2 may. 2014

My Review: Modern Times (8/10)

"Buck up - never say die. We'll get along."

I can't think of a more fitting line than that final one from the Tramp to the Gamin to say farewell to silent films as they cheerfully walk towards the horizon. By 1936 everyone was watching talkies and they expected Modern Times to be Chaplin's first one considering his previous film, City Lights, had already incorporated some sound effects five years ago. Modern Times is considered one of Chaplin's finest movies and perhaps a lot of it has to do with the fact that it was his last silent film so it has the nostalgic factor going for it. The way Chaplin incorporates sound in Modern Times is pure genius because the only moments where we hear sound is when they come from mechanical devices, so in a way he blended the social critique of the Industrial age with his own critique of the use of sound in film. This mechanical monster that was taking over his industry was putting an end to the silent era which made him such a popular figure. Chaplin may have stated that his films aren't social critiques, but I don't think anyone managed to capture the human spirit during that era better than he did. During the first hour of this film which I earnestly enjoyed I couldn't quite understand why this film was considered superior to his other films which I enjoyed more. Up to that moment there wasn't really a scene that stood out for me like there had been in all his other features. Then suddenly when I was about to lose hope came the restaurant scene where the Tramp performs a song where we can't understand what he's saying, but through his gestures he makes himself perfectly understood. That was the scene that sold this movie for me and reminded me of Chaplin's genius. The ending in Modern Times is perhaps my favorite ending in all of Chaplin's films, although I still think I would rank City Lights as his best film. 

In his last silent film Charles Chaplin stars as the Tramp once again, and this time we find him working at an assembly line in a factory. The quick working pace and the mechanized movements he has to make slowly begin to affect him. He can't keep up with the pace in the assembly line and production is delayed because of him. During a lunch break he is chosen for experimentation with an automatic feeding machine that they want to sell to the president of the steel corporation. The machine goes haywire and the Tramp also begins to lose his sanity so he is sent to a mental hospital. Eventually he is released but after an unfortunate incident he is mistaken for a communist and imprisoned. In prison he becomes a hero by stopping several prisoners from breaking out of jail so he is released. Unemployed and unable to find a job all he wants is to go back to prison, but when he meets a Gamin (Paulette Goddard) and falls in love with her, he makes it his goal to find a job and buy a house where the two can live happily ever after, but in these modern times it won't be an easy task.

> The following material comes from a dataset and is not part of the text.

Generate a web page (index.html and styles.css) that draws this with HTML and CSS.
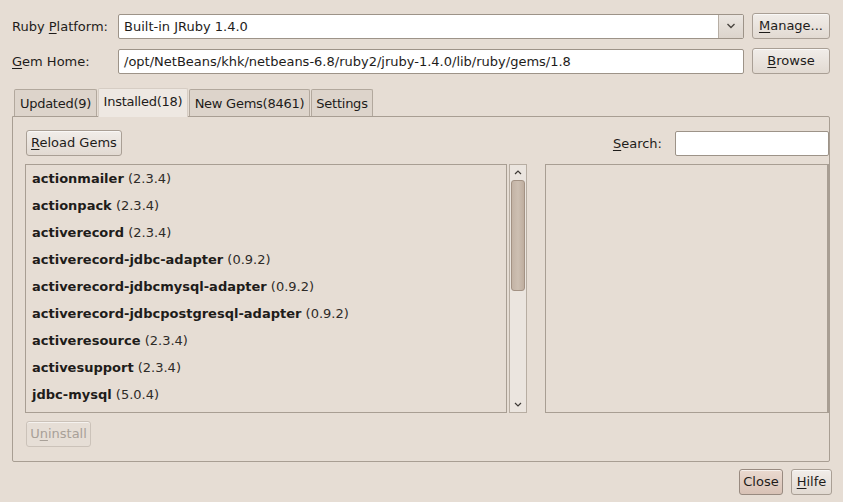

Charlie Chaplin and Paulette Goddard have excellent chemistry together although the film is a little too sentimental at times. In Modern Times, Chaplin manages to once again balance pathos with slapstick, but I found some of the scenarios to be a little too similar to his other films so I felt it was getting a bit repetitive. However, what Chaplin does really well here is include the social elements of the time and use it to his advantage by focusing on the struggle the people had adapting to the modern industrial age. He does this by using satire through his brilliant physical comedy. In an era of dehumanization, Chaplin humanizes Modern Times with a sweet and tender story reminding everyone that the obstacles can be overcome. With every new problem that the Tramp has to face somehow he always finds a way to remain hopeful and rise to the occasion. That is perhaps why his comedies still remain timeless and continues to touch the hearts of those who encounter Chaplin for the first time. They will also understand that dialogue was not always necessary to tell a story, and the best to do so was Chaplin with his unique energy and brilliance.